The multi-mission FA-18 flawlessly brought me into the air-to-air mode, and another flick at the HOTAS (hands-on-throttle-and-stick), and I was in a close-range auto-acquisition mode – Bingo! Got the lock, three miles away, tail aspect. Perfect.
With the lock came a shoot light in the canopy bow on a receding target. Instinctively, as a product of hundreds of hours of training in simulators and training aircraft, my finger began to tighten on the trigger, to check out the missile kinematics for a close-range, tail aspect target. But there was a nagging voice in the back of my head that kept the trigger from being pulled fully past the commit to engage detent. Internal monologue:
Evil Lex: “Shoot light, pull the trigger.”

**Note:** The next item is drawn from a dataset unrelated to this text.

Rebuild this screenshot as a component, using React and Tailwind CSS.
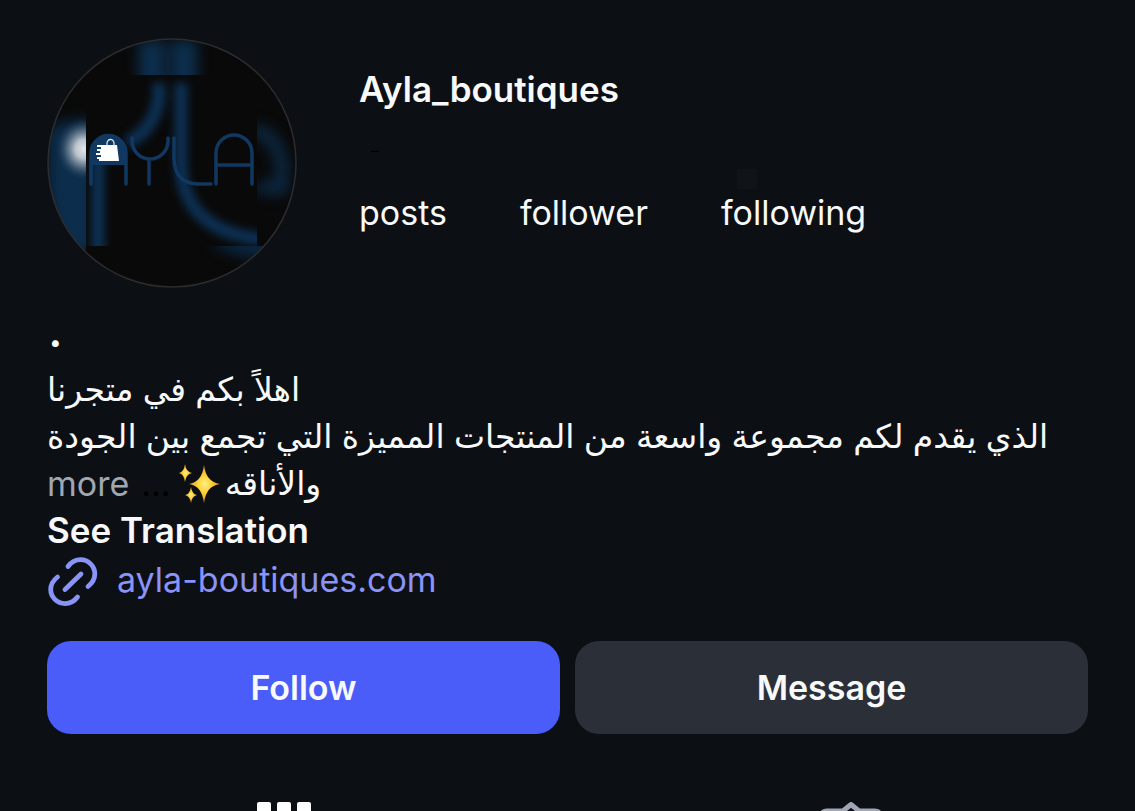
import React from "react";

const stats = [
  { label: "posts", masked: false },
  { label: "follower", masked: false },
  { label: "following", masked: true },
];

const Avatar = () => (
  <svg viewBox="0 0 250 250" className="w-[250px] h-[250px] shrink-0" role="img" aria-label="Ayla logo">
    <defs>
      <clipPath id="circle"><circle cx="125" cy="125" r="124" /></clipPath>
      <clipPath id="inner"><rect x="39" y="37" width="171" height="171" /></clipPath>
      <clipPath id="left"><rect x="0" y="37" width="39" height="190" /></clipPath>
      <clipPath id="top"><rect x="39" y="0" width="171" height="37" /></clipPath>
      <clipPath id="right"><rect x="210" y="37" width="40" height="171" /></clipPath>
      <clipPath id="bottom"><rect x="39" y="208" width="180" height="42" /></clipPath>
      <filter id="soft" x="-50%" y="-50%" width="200%" height="200%" colorInterpolationFilters="sRGB">
        <feGaussianBlur stdDeviation="4" />
      </filter>
      <filter id="softer" x="-100%" y="-100%" width="300%" height="300%" colorInterpolationFilters="sRGB">
        <feGaussianBlur stdDeviation="7" />
      </filter>
      <radialGradient id="glow">
        <stop offset="0" stopColor="#e2e6ea" />
        <stop offset="0.3" stopColor="#b9c2cb" />
        <stop offset="0.6" stopColor="#5d7489" stopOpacity="0.8" />
        <stop offset="1" stopColor="#0c2a47" stopOpacity="0" />
      </radialGradient>
    </defs>
    <g clipPath="url(#circle)">
      <rect width="250" height="250" fill="#090909" />
      <g clipPath="url(#left)">
        <path d="M0 92 Q15 80 50 82 V215 H20 Q0 190 0 150Z" fill="#0c2d4b" filter="url(#softer)" />
        <ellipse cx="37" cy="111" rx="29" ry="32" fill="url(#glow)" />
      </g>
      <g clipPath="url(#top)" fill="#0d2f4e" filter="url(#softer)">
        <rect x="92" y="2" width="26" height="48" />
        <rect x="124" y="2" width="26" height="48" />
      </g>
      <g clipPath="url(#right)">
        <path d="M205 92 Q230 95 235 128 V150 H210" fill="none" stroke="#0c2c49" strokeWidth="12" filter="url(#softer)" />
      </g>
      <g clipPath="url(#bottom)">
        <path d="M165 204 Q190 222 225 218 V200 H165Z" fill="#0b2947" filter="url(#softer)" />
      </g>
      <g clipPath="url(#inner)">
        <g fill="none" stroke="#0d3155" strokeWidth="13" filter="url(#soft)">
          <path d="M112 45 V60 Q107 92 80 105" />
          <path d="M134 45 V125 Q135 197 225 202" />
          <path d="M51 120 V225" />
        </g>
      </g>
      <path d="M44 127 V116 A17.5 17.5 0 0 1 79 116 V127Z" fill="#103860" />
      <g fill="none" stroke="#103860" strokeWidth="3.5" strokeLinecap="round">
        <path d="M44 146 V115 A17.5 17.5 0 0 1 79 115 V146" />
        <path d="M85 100 V103 A18 18 0 0 0 121 103 V100 M102 121 V146" />
        <path d="M127 100 V121 Q128 145 150 146 H164" />
        <path d="M169 146 V115 A17.5 17.5 0 0 1 205 115 V146 M169 127 H205" />
      </g>
      <path d="M54 107 H70 L72 123 H52 V121 H50 V119 H54 V117 H49 V115 H53 V113 H50 V111 H54 V109 H50 V107Z" fill="#fff" />
      <path d="M60 108 V106 A3.5 4 0 0 1 67 105 V108" fill="none" stroke="#dfe7ee" strokeWidth="1.3" />
    </g>
    <circle cx="125" cy="125" r="124" fill="none" stroke="#2c2c2d" strokeWidth="1.5" />
  </svg>
);

const Sparkles = () => (
  <svg viewBox="0 0 42 40" className="w-[42px] h-10 ml-2 mr-1" aria-hidden="true">
    <defs>
      <radialGradient id="gold">
        <stop offset="0" stopColor="#fff08a" />
        <stop offset="0.4" stopColor="#fdd43c" />
        <stop offset="1" stopColor="#e39a1e" />
      </radialGradient>
    </defs>
    <g fill="url(#gold)">
      <path d="M25 1 Q27 18 41 20 Q27 22 25 39 Q23 22 10 20 Q23 18 25 1Z" />
      <path d="M6 0 Q7 8 13 9 Q7 10 6 18 Q5 10 0 9 Q5 8 6 0Z" />
      <path d="M12 23 Q13 30 18 31 Q13 32 12 39 Q11 32 6 31 Q11 30 12 23Z" />
    </g>
  </svg>
);

const LinkIcon = () => (
  <svg viewBox="0 0 50 50" className="w-[50px] h-[50px] overflow-visible" fill="none" stroke="#8a93f8" strokeWidth="4.8" strokeLinecap="round" aria-hidden="true">
    <path d="M21 10.500 Q26 3.700 33.500 3.700 A14.300 14.300 0 0 1 47.800 18 Q47.800 25 41 30.500" />
    <path d="M30.500 41 Q25.500 47.600 18 47.600 A14.300 14.300 0 0 1 3.700 33.300 Q3.700 26.500 10.500 21" />
    <path d="M18 33.500 L34 18" />
  </svg>
);

const App = () => {
  return (
    <div className="h-screen overflow-hidden bg-[#0c1014] text-[#f8f9fa] text-[34px] leading-[47px] font-['Inter','Noto_Sans','DejaVu_Sans',sans-serif]">
      <main className="px-[47px] pt-[38px]">
        <header className="flex gap-[62px]">
          <Avatar />
          <div className="pt-7">
            <h1 className="font-semibold text-[35px]">Ayla_boutiques</h1>
            <div className="mt-[38px] ml-3 h-px w-2 bg-black" />
            <ul className="mt-[17px] flex gap-[73px]">
              {stats.map((stat) => (
                <li key={stat.label}>
                  <div className={stat.masked ? "ml-4 h-5 w-5 bg-[#101317]" : "h-5 w-5"} />
                  {stat.label}
                </li>
              ))}
            </ul>
          </div>
        </header>

        <section className="mt-[31px]">
          <p className="mb-4 pl-[2px] leading-[31px] font-black">.</p>
          <p lang="ar" dir="rtl" className="text-left text-[33px]">اهلاً بكم في متجرنا</p>
          <p lang="ar" dir="rtl" className="text-left text-[33px] whitespace-nowrap">
            الذي يقدم لكم مجموعة واسعة من المنتجات المميزة التي تجمع بين الجودة
          </p>
          <div className="flex items-center">
            <button type="button" className="text-[#a0a7b2]">more</button>
            <span className="ml-3 text-black">...</span>
            <Sparkles />
            <span lang="ar" dir="rtl" className="text-[33px]">والأناقه</span>
          </div>
          <button type="button" className="block font-semibold text-[35px]">See Translation</button>
          <a href="https://ayla-boutiques.com" className="mt-[2px] flex items-start gap-5 text-[#8a93f8]">
            <LinkIcon />
            ayla-boutiques.com
          </a>
        </section>

        <div className="mt-[35px] grid grid-cols-2 gap-[15px]">
          <button type="button" className="h-[93px] rounded-3xl bg-[#4a5df9] font-semibold">Follow</button>
          <button type="button" className="h-[93px] rounded-3xl bg-[#2b2f37] font-semibold">Message</button>
        </div>
      </main>

      <nav className="mt-[68px] grid grid-cols-2 items-start justify-items-center">
        <button type="button" aria-label="Posts">
          <svg viewBox="0 0 54 54" className="w-[54px] h-[54px]" fill="#fff">
            {[0, 20, 40].map((y) =>
              [0, 20, 40].map((x) => <rect key={`${x}-${y}`} x={x} y={y} width="14" height="14" rx="2" />)
            )}
          </svg>
        </button>
        <button type="button" aria-label="Tagged">
          <svg viewBox="0 0 64 64" className="w-16 h-16" fill="none" stroke="#a0a7b2" strokeWidth="5" strokeLinejoin="round">
            <path d="M8 9 H24 L32 2.500 L40 9 H56 Q61 9 61 14 V54 Q61 59 56 59 H8 Q3 59 3 54 V14 Q3 9 8 9Z" />
            <circle cx="32" cy="29" r="8" />
            <path d="M16 58 Q17 45 32 45 Q47 45 48 58" />
          </svg>
        </button>
      </nav>
    </div>
  );
};

export default App;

Good Lex: “Something’s not quite right.”
EL: “Pull it – five more pounds of pressure.”
GL: “Why do we have a shoot light if we’re not in the sim mode?”
EL: “Hmmm.. you’re right, we’re dropping bombs and we couldn’t do that if we were in sim…”
GL: “We shouldn’t get a shoot light if we’re not in sim, except when we’re armed up, with LIVE MISSILES ON BOARD.”
All of that took place pretty quickly of course, probably in less than a second. But I was about a second away from shooting down my commanding officer on my second flight in the fleet. Which would have made a pretty poor impression.
Which would have been, of course – a career decision.
Oh, I know you’re going to ask: Did you tell the CO what happened? To which I must answer, “What are you, nuts?”
Single seat, baby. No slack in fighter attack.